▼
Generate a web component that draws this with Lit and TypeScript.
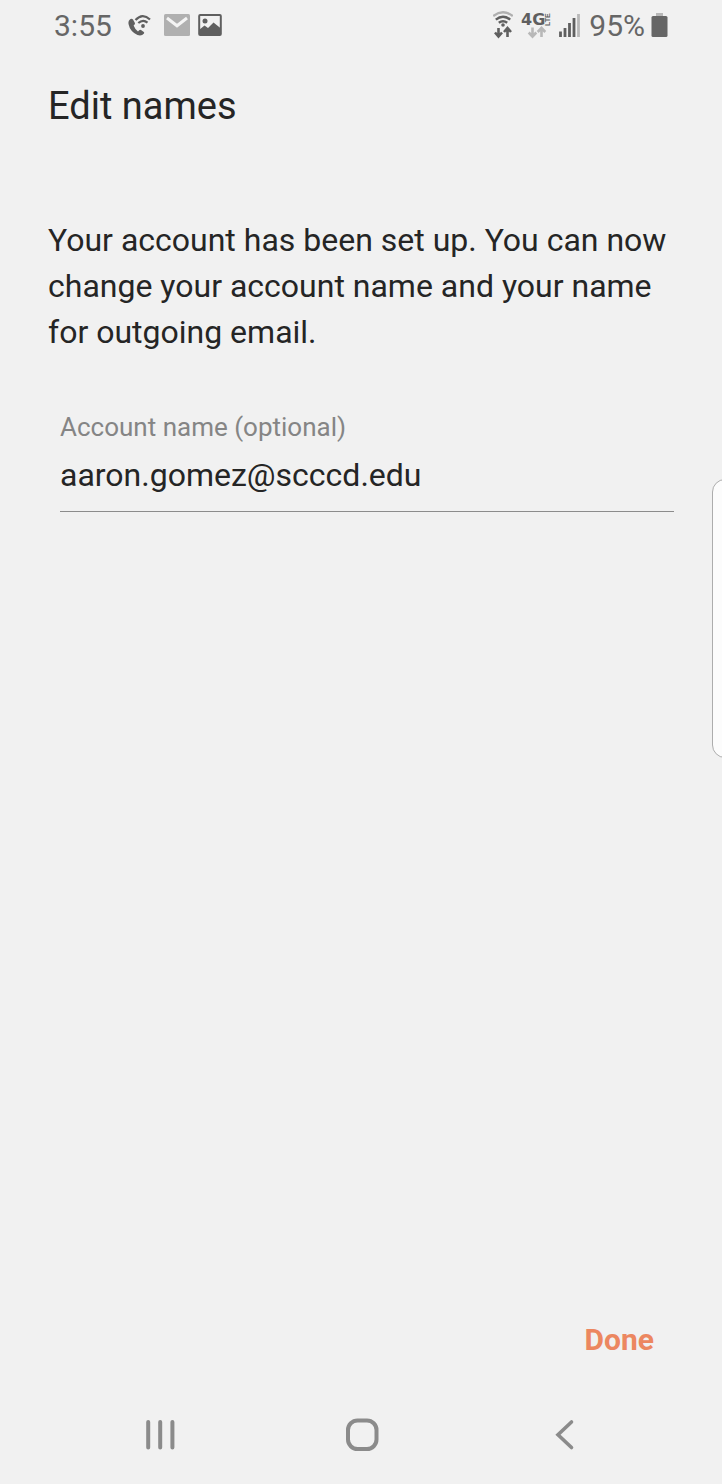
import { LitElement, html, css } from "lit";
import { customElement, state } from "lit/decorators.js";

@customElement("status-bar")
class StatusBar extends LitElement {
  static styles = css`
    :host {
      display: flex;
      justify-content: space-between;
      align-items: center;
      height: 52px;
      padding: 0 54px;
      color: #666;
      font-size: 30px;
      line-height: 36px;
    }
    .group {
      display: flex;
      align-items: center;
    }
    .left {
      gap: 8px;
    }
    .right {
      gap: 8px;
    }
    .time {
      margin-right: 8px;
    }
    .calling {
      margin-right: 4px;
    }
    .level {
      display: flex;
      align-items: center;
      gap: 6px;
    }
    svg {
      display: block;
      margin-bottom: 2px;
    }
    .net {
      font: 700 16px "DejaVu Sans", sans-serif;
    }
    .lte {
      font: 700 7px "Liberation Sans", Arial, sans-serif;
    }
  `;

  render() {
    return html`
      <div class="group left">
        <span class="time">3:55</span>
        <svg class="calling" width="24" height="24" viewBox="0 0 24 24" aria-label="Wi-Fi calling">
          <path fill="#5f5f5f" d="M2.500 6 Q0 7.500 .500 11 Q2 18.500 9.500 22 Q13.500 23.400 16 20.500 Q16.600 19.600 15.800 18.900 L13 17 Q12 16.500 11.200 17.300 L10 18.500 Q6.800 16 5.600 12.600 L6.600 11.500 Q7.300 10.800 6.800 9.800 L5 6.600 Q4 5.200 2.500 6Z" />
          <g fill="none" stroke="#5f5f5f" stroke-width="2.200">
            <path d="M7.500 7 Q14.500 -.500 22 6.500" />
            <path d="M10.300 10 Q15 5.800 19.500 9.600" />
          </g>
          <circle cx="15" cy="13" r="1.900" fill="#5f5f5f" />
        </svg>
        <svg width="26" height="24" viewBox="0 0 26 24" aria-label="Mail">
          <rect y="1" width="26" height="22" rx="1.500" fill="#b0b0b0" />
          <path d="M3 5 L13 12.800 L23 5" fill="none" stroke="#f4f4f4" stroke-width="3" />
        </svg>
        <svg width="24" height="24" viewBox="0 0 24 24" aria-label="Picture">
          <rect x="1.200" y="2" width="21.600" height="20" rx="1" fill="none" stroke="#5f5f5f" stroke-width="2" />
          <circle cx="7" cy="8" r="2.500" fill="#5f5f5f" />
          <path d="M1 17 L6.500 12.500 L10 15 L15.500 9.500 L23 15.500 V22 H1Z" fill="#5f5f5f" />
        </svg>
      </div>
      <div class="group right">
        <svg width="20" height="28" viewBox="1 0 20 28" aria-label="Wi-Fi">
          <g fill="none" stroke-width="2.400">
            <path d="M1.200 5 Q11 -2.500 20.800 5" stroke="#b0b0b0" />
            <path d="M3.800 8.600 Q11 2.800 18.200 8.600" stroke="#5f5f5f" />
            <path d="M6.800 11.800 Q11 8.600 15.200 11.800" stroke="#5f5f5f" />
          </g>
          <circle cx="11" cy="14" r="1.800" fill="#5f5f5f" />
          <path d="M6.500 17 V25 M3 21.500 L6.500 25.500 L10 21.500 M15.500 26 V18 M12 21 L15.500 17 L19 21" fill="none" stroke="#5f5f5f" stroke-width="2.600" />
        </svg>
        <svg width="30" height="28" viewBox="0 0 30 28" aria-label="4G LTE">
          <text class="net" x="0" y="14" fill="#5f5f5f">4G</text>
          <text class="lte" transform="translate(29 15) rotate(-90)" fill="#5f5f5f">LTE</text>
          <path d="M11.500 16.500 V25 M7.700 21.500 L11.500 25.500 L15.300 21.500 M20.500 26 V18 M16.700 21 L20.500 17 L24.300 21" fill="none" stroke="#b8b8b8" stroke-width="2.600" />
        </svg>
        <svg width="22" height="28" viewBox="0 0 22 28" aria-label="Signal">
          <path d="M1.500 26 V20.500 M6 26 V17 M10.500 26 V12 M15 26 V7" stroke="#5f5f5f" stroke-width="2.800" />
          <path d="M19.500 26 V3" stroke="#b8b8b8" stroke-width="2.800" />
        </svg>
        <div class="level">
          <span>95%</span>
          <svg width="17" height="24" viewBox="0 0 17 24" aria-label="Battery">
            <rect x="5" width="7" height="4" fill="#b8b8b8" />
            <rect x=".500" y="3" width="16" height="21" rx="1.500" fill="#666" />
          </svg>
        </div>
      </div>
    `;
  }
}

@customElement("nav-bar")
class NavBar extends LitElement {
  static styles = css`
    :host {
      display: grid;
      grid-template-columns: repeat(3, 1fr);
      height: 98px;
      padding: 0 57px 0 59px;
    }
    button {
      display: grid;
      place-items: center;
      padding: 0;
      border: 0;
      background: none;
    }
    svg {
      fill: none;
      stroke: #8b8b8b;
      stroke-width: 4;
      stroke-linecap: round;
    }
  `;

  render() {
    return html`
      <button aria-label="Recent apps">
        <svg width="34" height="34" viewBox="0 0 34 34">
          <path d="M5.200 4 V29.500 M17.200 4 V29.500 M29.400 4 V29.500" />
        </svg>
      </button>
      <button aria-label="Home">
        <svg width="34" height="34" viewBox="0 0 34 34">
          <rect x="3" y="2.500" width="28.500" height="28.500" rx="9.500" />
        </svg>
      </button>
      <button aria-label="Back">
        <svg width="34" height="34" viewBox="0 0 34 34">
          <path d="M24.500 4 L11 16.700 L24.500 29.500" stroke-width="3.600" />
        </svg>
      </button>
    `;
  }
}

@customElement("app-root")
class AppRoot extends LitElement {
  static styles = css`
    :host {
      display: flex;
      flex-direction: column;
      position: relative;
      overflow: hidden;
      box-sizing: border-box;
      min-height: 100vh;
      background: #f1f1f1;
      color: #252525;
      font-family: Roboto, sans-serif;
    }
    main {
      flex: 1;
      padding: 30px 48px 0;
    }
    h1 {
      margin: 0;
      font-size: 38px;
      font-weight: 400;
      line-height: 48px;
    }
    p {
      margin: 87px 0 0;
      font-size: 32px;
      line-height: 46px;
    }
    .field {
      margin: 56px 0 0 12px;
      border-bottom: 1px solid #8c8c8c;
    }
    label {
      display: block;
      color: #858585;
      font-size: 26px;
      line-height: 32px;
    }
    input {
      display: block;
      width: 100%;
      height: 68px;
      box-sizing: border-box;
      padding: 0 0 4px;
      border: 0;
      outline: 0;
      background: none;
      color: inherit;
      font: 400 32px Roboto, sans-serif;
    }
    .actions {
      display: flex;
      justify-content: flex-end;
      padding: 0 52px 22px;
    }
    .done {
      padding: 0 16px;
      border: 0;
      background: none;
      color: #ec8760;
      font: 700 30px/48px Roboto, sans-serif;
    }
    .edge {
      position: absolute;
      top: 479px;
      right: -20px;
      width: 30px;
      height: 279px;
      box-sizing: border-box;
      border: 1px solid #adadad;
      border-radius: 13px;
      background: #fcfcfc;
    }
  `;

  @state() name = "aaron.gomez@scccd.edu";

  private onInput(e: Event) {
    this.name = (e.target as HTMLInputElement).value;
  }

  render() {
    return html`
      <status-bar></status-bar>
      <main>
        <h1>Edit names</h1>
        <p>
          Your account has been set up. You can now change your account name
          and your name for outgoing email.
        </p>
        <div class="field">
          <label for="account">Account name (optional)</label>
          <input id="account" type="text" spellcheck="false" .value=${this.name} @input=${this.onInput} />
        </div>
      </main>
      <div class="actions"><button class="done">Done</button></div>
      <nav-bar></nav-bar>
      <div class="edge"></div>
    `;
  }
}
▲
• PROBLEM
Set down the complete material exactly, but do not include the images.

• FULL SOLUTION
Generate a web component that draws this with Lit and TypeScript.
import { LitElement, html, css } from "lit";
import { customElement, state } from "lit/decorators.js";

@customElement("status-bar")
class StatusBar extends LitElement {
  static styles = css`
    :host {
      display: flex;
      justify-content: space-between;
      align-items: center;
      height: 52px;
      padding: 0 54px;
      color: #666;
      font-size: 30px;
      line-height: 36px;
    }
    .group {
      display: flex;
      align-items: center;
    }
    .left {
      gap: 8px;
    }
    .right {
      gap: 8px;
    }
    .time {
      margin-right: 8px;
    }
    .calling {
      margin-right: 4px;
    }
    .level {
      display: flex;
      align-items: center;
      gap: 6px;
    }
    svg {
      display: block;
      margin-bottom: 2px;
    }
    .net {
      font: 700 16px "DejaVu Sans", sans-serif;
    }
    .lte {
      font: 700 7px "Liberation Sans", Arial, sans-serif;
    }
  `;

  render() {
    return html`
      <div class="group left">
        <span class="time">3:55</span>
        <svg class="calling" width="24" height="24" viewBox="0 0 24 24" aria-label="Wi-Fi calling">
          <path fill="#5f5f5f" d="M2.500 6 Q0 7.500 .500 11 Q2 18.500 9.500 22 Q13.500 23.400 16 20.500 Q16.600 19.600 15.800 18.900 L13 17 Q12 16.500 11.200 17.300 L10 18.500 Q6.800 16 5.600 12.600 L6.600 11.500 Q7.300 10.800 6.800 9.800 L5 6.600 Q4 5.200 2.500 6Z" />
          <g fill="none" stroke="#5f5f5f" stroke-width="2.200">
            <path d="M7.500 7 Q14.500 -.500 22 6.500" />
            <path d="M10.300 10 Q15 5.800 19.500 9.600" />
          </g>
          <circle cx="15" cy="13" r="1.900" fill="#5f5f5f" />
        </svg>
        <svg width="26" height="24" viewBox="0 0 26 24" aria-label="Mail">
          <rect y="1" width="26" height="22" rx="1.500" fill="#b0b0b0" />
          <path d="M3 5 L13 12.800 L23 5" fill="none" stroke="#f4f4f4" stroke-width="3" />
        </svg>
        <svg width="24" height="24" viewBox="0 0 24 24" aria-label="Picture">
          <rect x="1.200" y="2" width="21.600" height="20" rx="1" fill="none" stroke="#5f5f5f" stroke-width="2" />
          <circle cx="7" cy="8" r="2.500" fill="#5f5f5f" />
          <path d="M1 17 L6.500 12.500 L10 15 L15.500 9.500 L23 15.500 V22 H1Z" fill="#5f5f5f" />
        </svg>
      </div>
      <div class="group right">
        <svg width="20" height="28" viewBox="1 0 20 28" aria-label="Wi-Fi">
          <g fill="none" stroke-width="2.400">
            <path d="M1.200 5 Q11 -2.500 20.800 5" stroke="#b0b0b0" />
            <path d="M3.800 8.600 Q11 2.800 18.200 8.600" stroke="#5f5f5f" />
            <path d="M6.800 11.800 Q11 8.600 15.200 11.800" stroke="#5f5f5f" />
          </g>
          <circle cx="11" cy="14" r="1.800" fill="#5f5f5f" />
          <path d="M6.500 17 V25 M3 21.500 L6.500 25.500 L10 21.500 M15.500 26 V18 M12 21 L15.500 17 L19 21" fill="none" stroke="#5f5f5f" stroke-width="2.600" />
        </svg>
        <svg width="30" height="28" viewBox="0 0 30 28" aria-label="4G LTE">
          <text class="net" x="0" y="14" fill="#5f5f5f">4G</text>
          <text class="lte" transform="translate(29 15) rotate(-90)" fill="#5f5f5f">LTE</text>
          <path d="M11.500 16.500 V25 M7.700 21.500 L11.500 25.500 L15.300 21.500 M20.500 26 V18 M16.700 21 L20.500 17 L24.300 21" fill="none" stroke="#b8b8b8" stroke-width="2.600" />
        </svg>
        <svg width="22" height="28" viewBox="0 0 22 28" aria-label="Signal">
          <path d="M1.500 26 V20.500 M6 26 V17 M10.500 26 V12 M15 26 V7" stroke="#5f5f5f" stroke-width="2.800" />
          <path d="M19.500 26 V3" stroke="#b8b8b8" stroke-width="2.800" />
        </svg>
        <div class="level">
          <span>95%</span>
          <svg width="17" height="24" viewBox="0 0 17 24" aria-label="Battery">
            <rect x="5" width="7" height="4" fill="#b8b8b8" />
            <rect x=".500" y="3" width="16" height="21" rx="1.500" fill="#666" />
          </svg>
        </div>
      </div>
    `;
  }
}

@customElement("nav-bar")
class NavBar extends LitElement {
  static styles = css`
    :host {
      display: grid;
      grid-template-columns: repeat(3, 1fr);
      height: 98px;
      padding: 0 57px 0 59px;
    }
    button {
      display: grid;
      place-items: center;
      padding: 0;
      border: 0;
      background: none;
    }
    svg {
      fill: none;
      stroke: #8b8b8b;
      stroke-width: 4;
      stroke-linecap: round;
    }
  `;

  render() {
    return html`
      <button aria-label="Recent apps">
        <svg width="34" height="34" viewBox="0 0 34 34">
          <path d="M5.200 4 V29.500 M17.200 4 V29.500 M29.400 4 V29.500" />
        </svg>
      </button>
      <button aria-label="Home">
        <svg width="34" height="34" viewBox="0 0 34 34">
          <rect x="3" y="2.500" width="28.500" height="28.500" rx="9.500" />
        </svg>
      </button>
      <button aria-label="Back">
        <svg width="34" height="34" viewBox="0 0 34 34">
          <path d="M24.500 4 L11 16.700 L24.500 29.500" stroke-width="3.600" />
        </svg>
      </button>
    `;
  }
}

@customElement("app-root")
class AppRoot extends LitElement {
  static styles = css`
    :host {
      display: flex;
      flex-direction: column;
      position: relative;
      overflow: hidden;
      box-sizing: border-box;
      min-height: 100vh;
      background: #f1f1f1;
      color: #252525;
      font-family: Roboto, sans-serif;
    }
    main {
      flex: 1;
      padding: 30px 48px 0;
    }
    h1 {
      margin: 0;
      font-size: 38px;
      font-weight: 400;
      line-height: 48px;
    }
    p {
      margin: 87px 0 0;
      font-size: 32px;
      line-height: 46px;
    }
    .field {
      margin: 56px 0 0 12px;
      border-bottom: 1px solid #8c8c8c;
    }
    label {
      display: block;
      color: #858585;
      font-size: 26px;
      line-height: 32px;
    }
    input {
      display: block;
      width: 100%;
      height: 68px;
      box-sizing: border-box;
      padding: 0 0 4px;
      border: 0;
      outline: 0;
      background: none;
      color: inherit;
      font: 400 32px Roboto, sans-serif;
    }
    .actions {
      display: flex;
      justify-content: flex-end;
      padding: 0 52px 22px;
    }
    .done {
      padding: 0 16px;
      border: 0;
      background: none;
      color: #ec8760;
      font: 700 30px/48px Roboto, sans-serif;
    }
    .edge {
      position: absolute;
      top: 479px;
      right: -20px;
      width: 30px;
      height: 279px;
      box-sizing: border-box;
      border: 1px solid #adadad;
      border-radius: 13px;
      background: #fcfcfc;
    }
  `;

  @state() name = "aaron.gomez@scccd.edu";

  private onInput(e: Event) {
    this.name = (e.target as HTMLInputElement).value;
  }

  render() {
    return html`
      <status-bar></status-bar>
      <main>
        <h1>Edit names</h1>
        <p>
          Your account has been set up. You can now change your account name
          and your name for outgoing email.
        </p>
        <div class="field">
          <label for="account">Account name (optional)</label>
          <input id="account" type="text" spellcheck="false" .value=${this.name} @input=${this.onInput} />
        </div>
      </main>
      <div class="actions"><button class="done">Done</button></div>
      <nav-bar></nav-bar>
      <div class="edge"></div>
    `;
  }
}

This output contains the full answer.